The inaugural issue of First Fruits consists of a lengthy opening statement (“We shall, on all occasions, be temperate in our remarks….”), a sermon, poetry, fiction and a history of the Jews of England.

However, proving that Jewish congregational life is pretty much the same everywhere at every time, they also published this note:

“We have received a letter signed ‘A Friend to Justice,’ in which the writer strongly animadverts on the mode in which one of the Kingston Congregations is governed… ‘A Friend to Justice’ had better address the President of the Congregation alluded to, as our pages cannot be made a vehicle for the expression of, what we conceive to be, uncalled for censure.”

The First Fruits of the West was published in Jamaica, starting in 1844. (National Library of Israel)
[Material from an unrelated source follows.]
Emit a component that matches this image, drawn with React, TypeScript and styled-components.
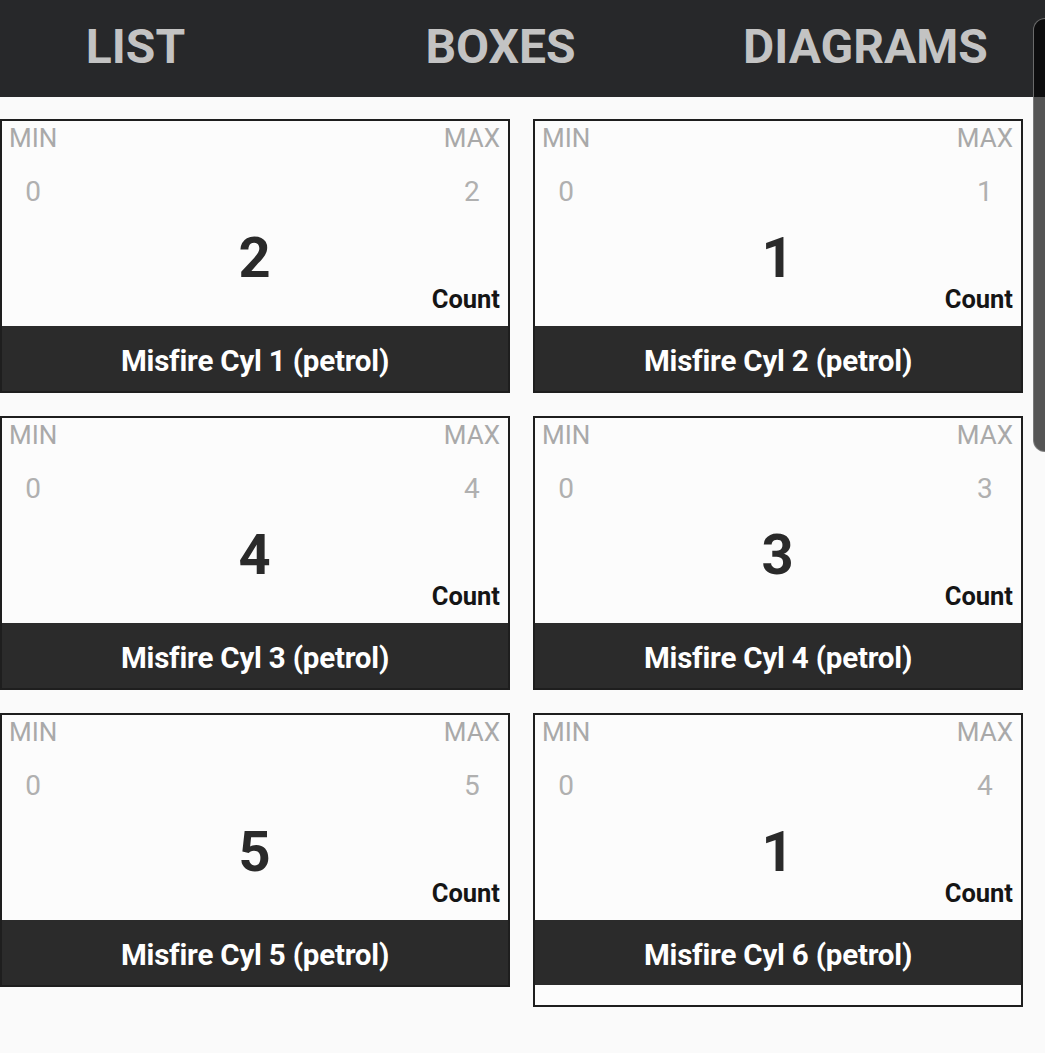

The Israelite, a publication in Mumbai, India, is another wonder. Founded in 1917 and published for about a decade, it was written bilingually in English and Marathi. The opening statement, written most likely by editor David Solomon Erulkar, reflects the tumultuous times:

“We are living in a most remarkable era, and in the midst of a great, yet bewildering civilization, when castes, communities and even nations are striving each for a particular ideal as the goal. From out of the unceasing agitation and perturbation, ‘progress’ of some kind or other, resounds as the watchword of the age. The whole creation seems astir…. Thus we are made the spectators of the greatest events the world has ever seen.”

The paper was written by and for the Bene Israel community, an originally rural group of Jewish Indians whose origins are hard to nail down. (They probably descended from Jews who came to India and intermarried. They are separate from both Cochin Jews and the Baghdadi Jews, both of whom have their own long histories in India.)

In an article in that first issue, the paper describes the Bene Israel as a “riddle.”

“In a land where the horizon seemed to them quite clear for the spread of their knowledge of Jesus Christ, [missionaries] were puzzled to find on the Western Coast, a poor, but industrious and well behaved class of people, calling themselves Bene-Israels (Sons of Israel or Jacob), observing Saturday as the Sabbath, performing circumcision of their male children on the 8th day after birth, and saying in Hebrew the most important prayer of Israel, which proclaims the unity of God.”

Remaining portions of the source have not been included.